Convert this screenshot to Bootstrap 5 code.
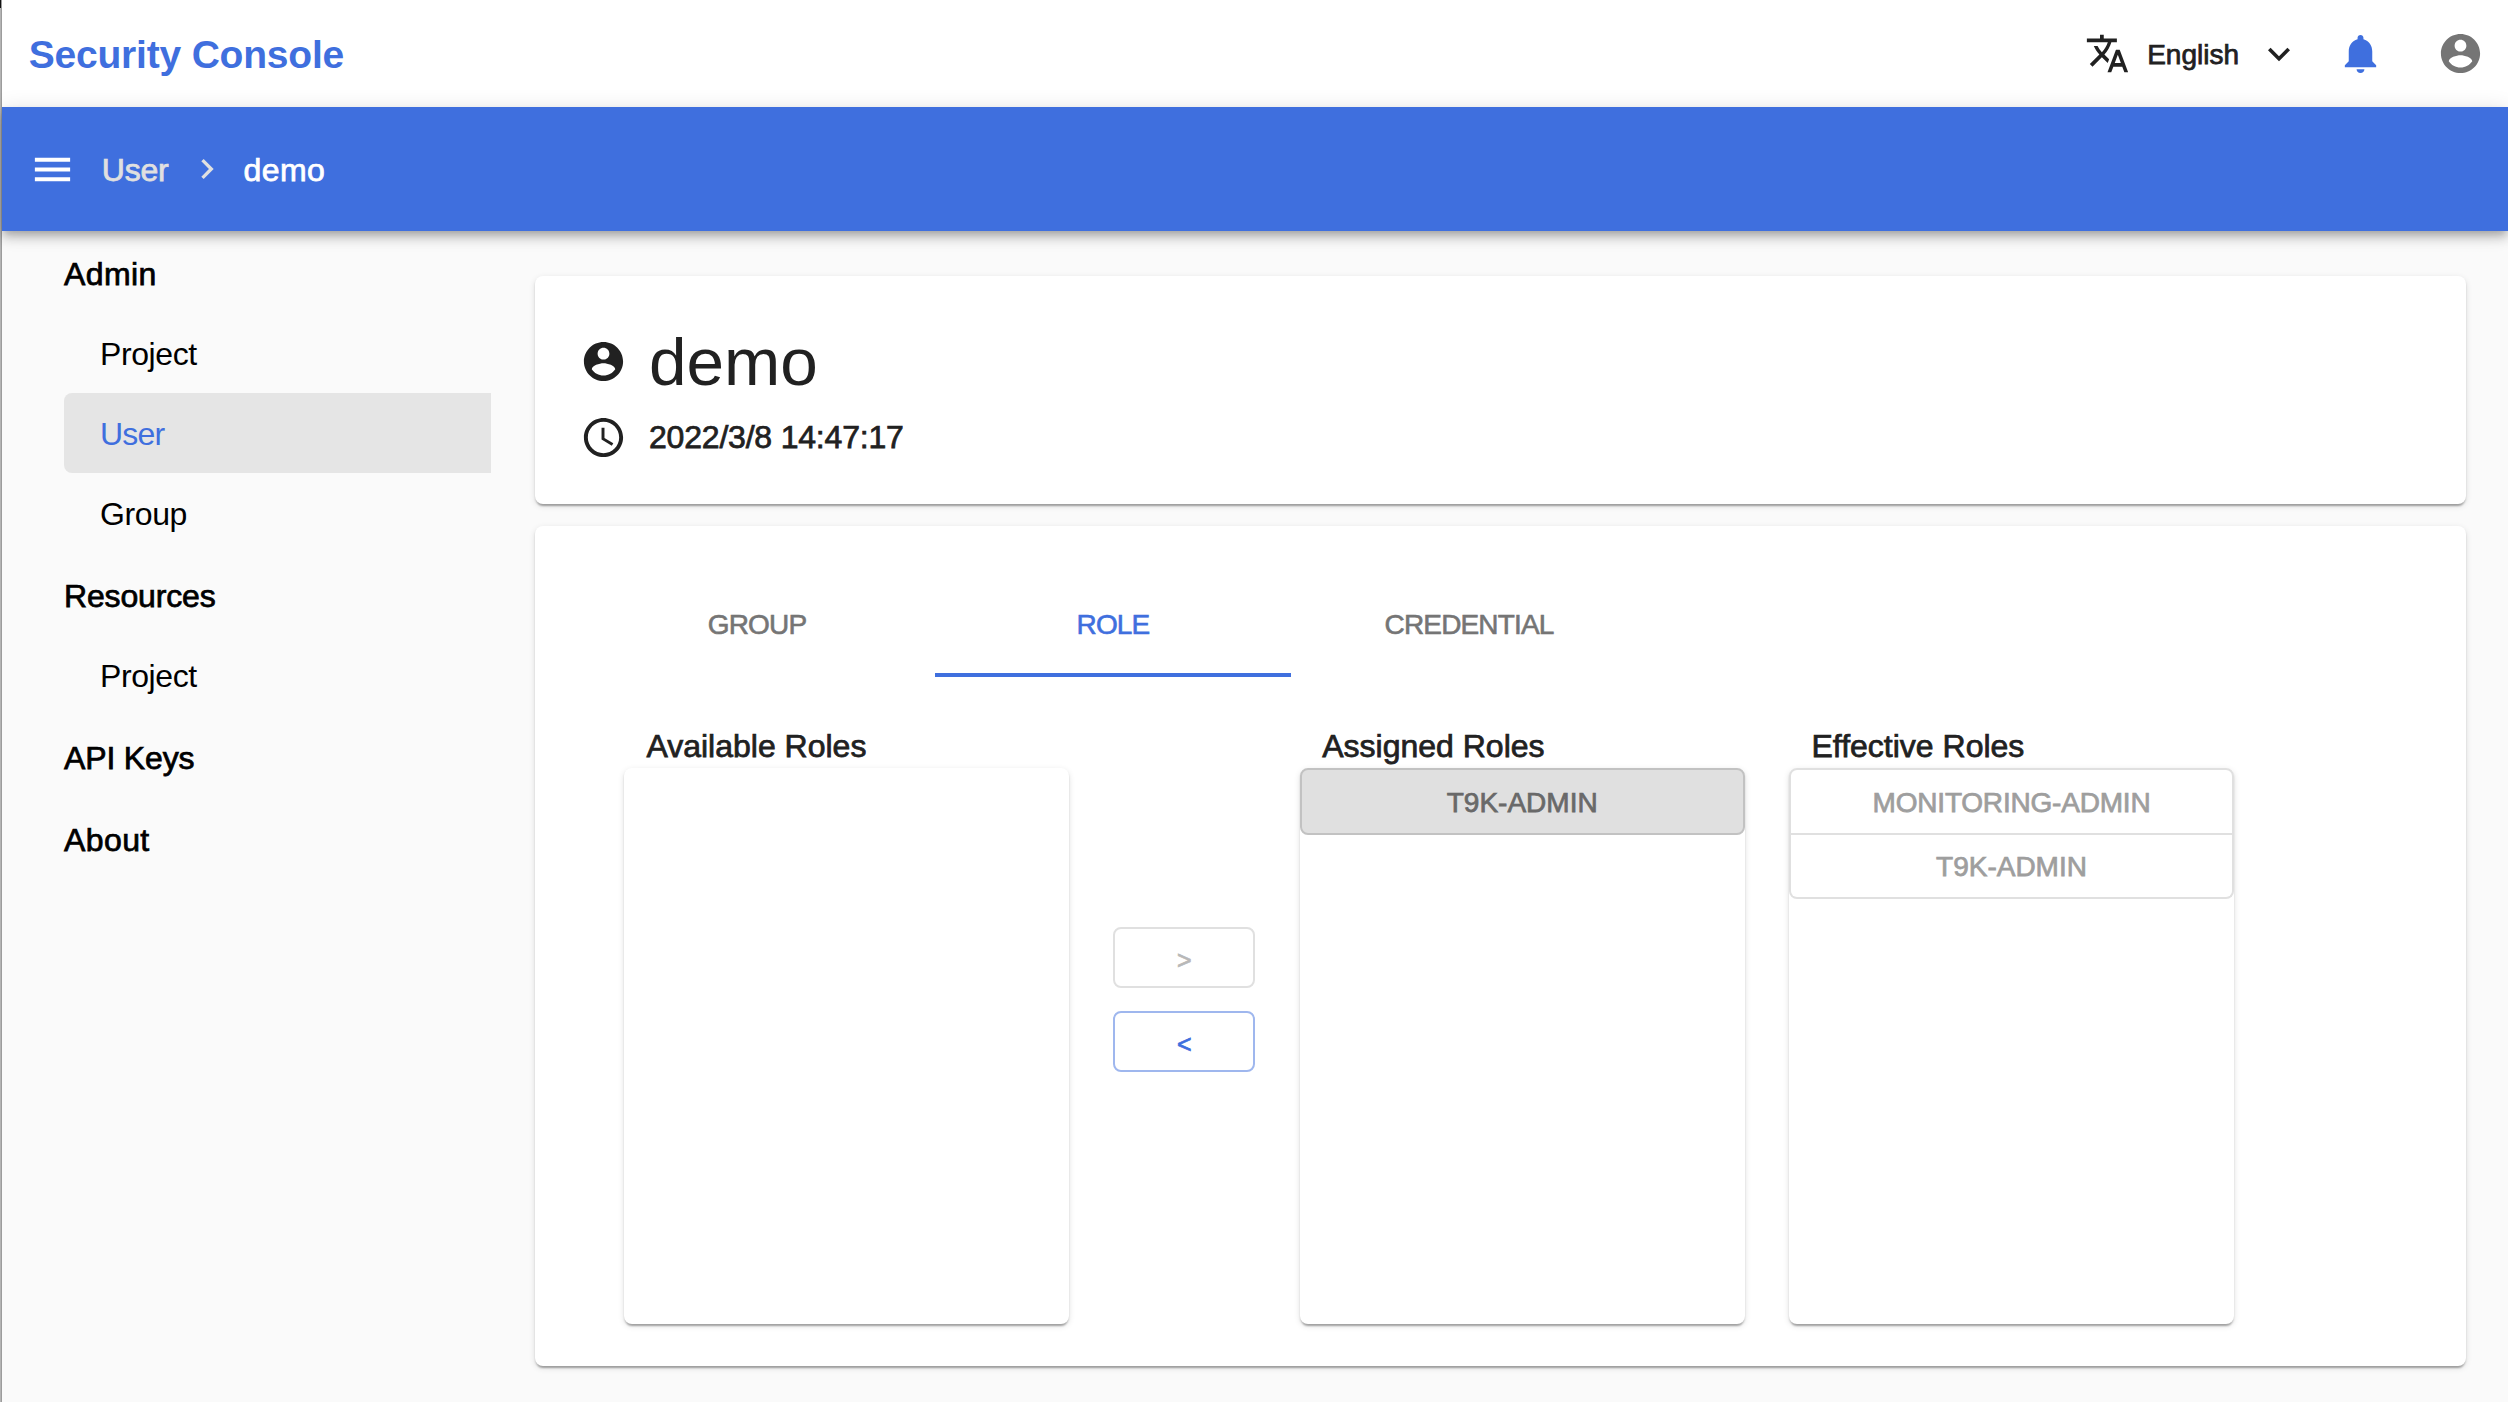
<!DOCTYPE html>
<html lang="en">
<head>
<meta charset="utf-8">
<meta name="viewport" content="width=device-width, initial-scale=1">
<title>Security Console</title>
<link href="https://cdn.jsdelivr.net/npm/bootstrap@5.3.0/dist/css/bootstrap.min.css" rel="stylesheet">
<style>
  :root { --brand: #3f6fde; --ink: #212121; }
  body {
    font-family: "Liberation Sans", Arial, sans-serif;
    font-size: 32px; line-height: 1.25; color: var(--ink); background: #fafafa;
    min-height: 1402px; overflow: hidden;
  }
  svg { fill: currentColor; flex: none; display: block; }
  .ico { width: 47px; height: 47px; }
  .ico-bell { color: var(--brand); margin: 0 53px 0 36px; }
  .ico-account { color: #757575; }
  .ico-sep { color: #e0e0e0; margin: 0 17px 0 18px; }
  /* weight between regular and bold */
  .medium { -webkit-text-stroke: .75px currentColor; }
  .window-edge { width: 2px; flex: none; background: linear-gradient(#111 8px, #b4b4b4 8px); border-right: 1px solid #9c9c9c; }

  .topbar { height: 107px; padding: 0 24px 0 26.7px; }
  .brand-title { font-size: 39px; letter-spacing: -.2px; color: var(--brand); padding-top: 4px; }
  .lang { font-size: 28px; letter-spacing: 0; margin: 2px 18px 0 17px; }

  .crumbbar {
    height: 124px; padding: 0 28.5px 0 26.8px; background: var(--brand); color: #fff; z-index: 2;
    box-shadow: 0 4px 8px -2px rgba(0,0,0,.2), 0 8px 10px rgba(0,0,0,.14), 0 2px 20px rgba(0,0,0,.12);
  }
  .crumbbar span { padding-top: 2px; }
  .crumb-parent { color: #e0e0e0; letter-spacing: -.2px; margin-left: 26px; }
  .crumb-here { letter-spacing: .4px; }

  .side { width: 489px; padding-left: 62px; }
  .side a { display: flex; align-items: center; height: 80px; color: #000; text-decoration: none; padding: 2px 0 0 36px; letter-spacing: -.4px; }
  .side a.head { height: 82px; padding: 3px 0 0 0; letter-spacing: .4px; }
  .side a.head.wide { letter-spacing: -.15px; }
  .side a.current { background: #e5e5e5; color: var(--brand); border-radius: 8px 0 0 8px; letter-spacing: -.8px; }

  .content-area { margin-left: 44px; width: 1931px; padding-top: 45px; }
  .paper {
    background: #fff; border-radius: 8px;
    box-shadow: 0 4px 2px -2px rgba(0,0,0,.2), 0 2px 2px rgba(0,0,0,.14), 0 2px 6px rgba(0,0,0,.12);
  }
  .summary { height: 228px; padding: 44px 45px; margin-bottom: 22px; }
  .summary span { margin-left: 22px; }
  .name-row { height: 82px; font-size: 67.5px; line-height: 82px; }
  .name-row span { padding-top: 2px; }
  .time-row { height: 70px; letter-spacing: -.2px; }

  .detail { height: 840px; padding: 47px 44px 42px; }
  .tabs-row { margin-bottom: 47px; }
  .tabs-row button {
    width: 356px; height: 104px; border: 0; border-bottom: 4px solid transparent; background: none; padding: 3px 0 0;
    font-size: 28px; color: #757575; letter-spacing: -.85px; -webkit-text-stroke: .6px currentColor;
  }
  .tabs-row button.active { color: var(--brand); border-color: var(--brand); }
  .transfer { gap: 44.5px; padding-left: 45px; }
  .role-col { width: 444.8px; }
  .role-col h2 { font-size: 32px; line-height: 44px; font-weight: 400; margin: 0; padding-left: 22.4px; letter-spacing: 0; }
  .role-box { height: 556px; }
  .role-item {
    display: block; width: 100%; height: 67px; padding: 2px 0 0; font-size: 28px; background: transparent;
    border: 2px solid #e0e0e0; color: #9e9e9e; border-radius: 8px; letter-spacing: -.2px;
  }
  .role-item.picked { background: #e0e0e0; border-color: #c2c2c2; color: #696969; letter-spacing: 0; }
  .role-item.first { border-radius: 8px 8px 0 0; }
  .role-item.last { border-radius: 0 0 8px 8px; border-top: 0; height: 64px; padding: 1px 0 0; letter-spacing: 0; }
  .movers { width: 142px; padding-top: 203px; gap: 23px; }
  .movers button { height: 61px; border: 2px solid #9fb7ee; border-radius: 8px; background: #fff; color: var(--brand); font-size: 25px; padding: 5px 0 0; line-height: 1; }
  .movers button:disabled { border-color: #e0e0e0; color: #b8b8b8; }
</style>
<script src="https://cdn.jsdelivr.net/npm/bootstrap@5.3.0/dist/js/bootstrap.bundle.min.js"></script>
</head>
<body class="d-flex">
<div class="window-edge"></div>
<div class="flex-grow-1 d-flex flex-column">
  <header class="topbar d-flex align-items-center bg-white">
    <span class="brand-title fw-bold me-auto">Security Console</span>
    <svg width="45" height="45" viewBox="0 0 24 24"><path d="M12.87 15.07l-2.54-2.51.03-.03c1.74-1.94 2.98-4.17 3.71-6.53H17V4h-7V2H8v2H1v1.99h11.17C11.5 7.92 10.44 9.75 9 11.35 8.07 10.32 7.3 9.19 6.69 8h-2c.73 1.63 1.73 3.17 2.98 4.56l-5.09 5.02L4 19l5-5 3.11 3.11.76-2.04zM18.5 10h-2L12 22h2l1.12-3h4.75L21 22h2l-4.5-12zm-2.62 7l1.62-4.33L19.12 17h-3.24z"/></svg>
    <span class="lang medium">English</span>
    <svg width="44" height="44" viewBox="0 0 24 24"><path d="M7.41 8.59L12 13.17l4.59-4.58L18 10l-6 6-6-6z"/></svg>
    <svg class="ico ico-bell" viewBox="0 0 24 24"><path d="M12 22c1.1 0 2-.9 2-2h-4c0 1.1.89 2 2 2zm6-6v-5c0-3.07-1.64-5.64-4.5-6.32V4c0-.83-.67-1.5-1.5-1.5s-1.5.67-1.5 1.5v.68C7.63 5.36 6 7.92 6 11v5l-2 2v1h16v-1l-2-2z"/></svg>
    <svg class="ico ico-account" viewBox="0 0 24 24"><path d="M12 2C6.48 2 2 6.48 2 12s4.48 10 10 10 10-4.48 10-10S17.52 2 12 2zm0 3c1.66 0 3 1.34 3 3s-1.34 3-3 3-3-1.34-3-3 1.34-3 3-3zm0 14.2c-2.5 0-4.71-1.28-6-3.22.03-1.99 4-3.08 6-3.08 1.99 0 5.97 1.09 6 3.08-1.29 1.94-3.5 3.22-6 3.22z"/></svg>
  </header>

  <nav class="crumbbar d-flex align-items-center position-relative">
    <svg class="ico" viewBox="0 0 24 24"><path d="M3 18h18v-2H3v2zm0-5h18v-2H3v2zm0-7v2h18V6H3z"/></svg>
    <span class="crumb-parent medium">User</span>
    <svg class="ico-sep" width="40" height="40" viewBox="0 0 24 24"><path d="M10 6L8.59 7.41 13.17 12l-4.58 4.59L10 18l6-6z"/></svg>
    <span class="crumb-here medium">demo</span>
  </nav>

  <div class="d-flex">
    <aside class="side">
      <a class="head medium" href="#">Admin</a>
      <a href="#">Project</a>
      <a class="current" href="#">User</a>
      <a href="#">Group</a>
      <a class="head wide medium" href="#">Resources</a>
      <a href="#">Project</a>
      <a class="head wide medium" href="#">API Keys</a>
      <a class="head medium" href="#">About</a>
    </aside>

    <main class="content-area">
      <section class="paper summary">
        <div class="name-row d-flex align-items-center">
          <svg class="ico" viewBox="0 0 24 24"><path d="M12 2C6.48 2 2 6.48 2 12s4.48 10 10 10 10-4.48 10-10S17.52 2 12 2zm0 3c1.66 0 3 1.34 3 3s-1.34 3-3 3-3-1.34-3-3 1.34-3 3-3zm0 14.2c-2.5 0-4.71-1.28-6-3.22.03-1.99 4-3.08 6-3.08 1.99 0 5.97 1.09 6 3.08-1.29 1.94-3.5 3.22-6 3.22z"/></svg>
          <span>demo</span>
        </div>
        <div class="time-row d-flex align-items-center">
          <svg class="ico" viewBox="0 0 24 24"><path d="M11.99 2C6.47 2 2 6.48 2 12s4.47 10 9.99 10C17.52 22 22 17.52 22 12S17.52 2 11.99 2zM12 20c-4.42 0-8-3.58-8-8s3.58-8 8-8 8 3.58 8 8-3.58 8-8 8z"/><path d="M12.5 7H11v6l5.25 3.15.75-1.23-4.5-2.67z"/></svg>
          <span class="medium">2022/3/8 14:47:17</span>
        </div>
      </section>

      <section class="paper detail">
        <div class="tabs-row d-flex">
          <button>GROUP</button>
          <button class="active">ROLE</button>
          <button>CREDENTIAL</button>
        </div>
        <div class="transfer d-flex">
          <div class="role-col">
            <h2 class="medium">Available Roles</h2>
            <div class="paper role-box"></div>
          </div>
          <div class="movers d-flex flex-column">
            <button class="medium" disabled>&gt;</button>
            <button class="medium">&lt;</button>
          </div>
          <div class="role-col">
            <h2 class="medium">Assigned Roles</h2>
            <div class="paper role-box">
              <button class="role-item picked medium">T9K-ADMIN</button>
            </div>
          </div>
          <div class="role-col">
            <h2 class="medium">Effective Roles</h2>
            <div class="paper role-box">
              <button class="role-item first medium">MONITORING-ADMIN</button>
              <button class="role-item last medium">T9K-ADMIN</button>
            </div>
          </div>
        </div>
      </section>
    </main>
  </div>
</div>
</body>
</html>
=======
> [WHAT YOU HAVE TO DO] Write out exactly the opening lines of the data, stopping after the line that holds "28px; letter-spacing: 0;". Exclude pictures.

> [EXERCISE SOLUTION]
Convert this screenshot to Bootstrap 5 code.
<!DOCTYPE html>
<html lang="en">
<head>
<meta charset="utf-8">
<meta name="viewport" content="width=device-width, initial-scale=1">
<title>Security Console</title>
<link href="https://cdn.jsdelivr.net/npm/bootstrap@5.3.0/dist/css/bootstrap.min.css" rel="stylesheet">
<style>
  :root { --brand: #3f6fde; --ink: #212121; }
  body {
    font-family: "Liberation Sans", Arial, sans-serif;
    font-size: 32px; line-height: 1.25; color: var(--ink); background: #fafafa;
    min-height: 1402px; overflow: hidden;
  }
  svg { fill: currentColor; flex: none; display: block; }
  .ico { width: 47px; height: 47px; }
  .ico-bell { color: var(--brand); margin: 0 53px 0 36px; }
  .ico-account { color: #757575; }
  .ico-sep { color: #e0e0e0; margin: 0 17px 0 18px; }
  /* weight between regular and bold */
  .medium { -webkit-text-stroke: .75px currentColor; }
  .window-edge { width: 2px; flex: none; background: linear-gradient(#111 8px, #b4b4b4 8px); border-right: 1px solid #9c9c9c; }

  .topbar { height: 107px; padding: 0 24px 0 26.7px; }
  .brand-title { font-size: 39px; letter-spacing: -.2px; color: var(--brand); padding-top: 4px; }
  .lang { font-size: 28px; letter-spacing: 0; margin: 2px 18px 0 17px; }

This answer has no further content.